Tunisia is seen as the only democracy to emerge from the Arab revolts against dictatorship in 2011, and its elections are recognised as genuine expressions of the people’s will — a rarity in the Arab world, the FT adds. but…
Saied is critical of the country’s system of parliamentary democracy and favours a system in which small, elected councils would choose regional representatives who would in turn select national representatives. It is unlikely though that he would have the space to introduce such a radical change.
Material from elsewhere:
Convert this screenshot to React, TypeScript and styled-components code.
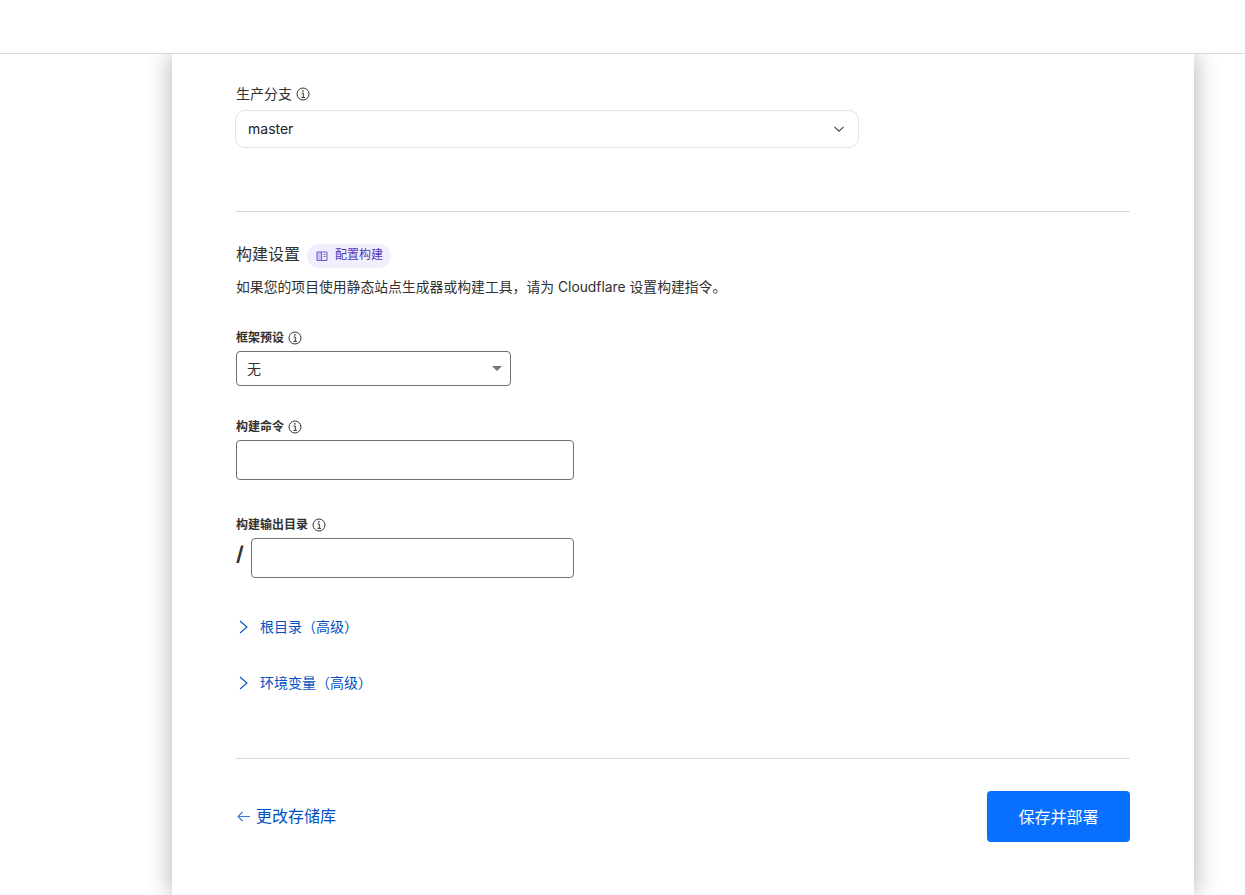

The president in Tunisia has limited powers, with his authority exercised mainly in foreign relations, defence and security.
“Saied is the real anti-system candidate,” said Youssef Cherif, head of the Columbia Global Center in Tunis, part of Columbia University. “He has a reputation as a clean and righteous man…..The problem is that he is utopian and he doesn’t have a constituted political party to back his agenda.”
The holding of presidential candidate Nabil Karoui in pre-trial detention for weeks before Sunday’s election has raised concern about the vote despite his release on Wednesday, a foreign monitoring team in Tunisia said on Sunday, Reuters reports.
“The detention of one of the presidential candidates and his inability to campaign on a level playing field gives us grounds for concern,” said Les Campbell, a joint leader of the National Democratic Institute and International Republican Institute observer mission in Tunisia.
The International Republican Institute (IRI) and the National Democratic Institute (NDI)* joint international election observation mission released a preliminary statement of findings and recommendations following the runoff election, including:
- timely responses to election-related challenges by electoral authorities that are supported by evidence;
- review and amendment of certain electoral regulations that many stakeholders claim are onerous;
- measures to ensure the inclusion of a high number of effectively disenfranchised voters; and
- continuing support from the international community for key electoral bodies. .
“Tunisia’s runoff presidential election concludes a remarkable electoral period that included three national elections in four weeks and the country’s first live-televised presidential and parliamentary debates,” said Maureen White, a member of the NDI Board of Directors. “Election officials conducted the polls confidently and knowledgeably, and the day’s proceedings were calm and orderly.”
The arrest and detention on charges of money laundering and tax evasion of one of the presidential candidates, Nabil Karoui, and his inability to campaign freely, was cause for concern, the delegation added.
“The success of an election cannot be judged by Election Day alone,” said Scott Mastic, Vice President for Programs at IRI. “Although Karoui was released and appeared in a debate, the fact remains that his incarceration prevented him from freely seeking votes for most of the campaign period and prevented voters from fully knowing him and his platform.”
*Core institutes of the National Endowment for Democracy.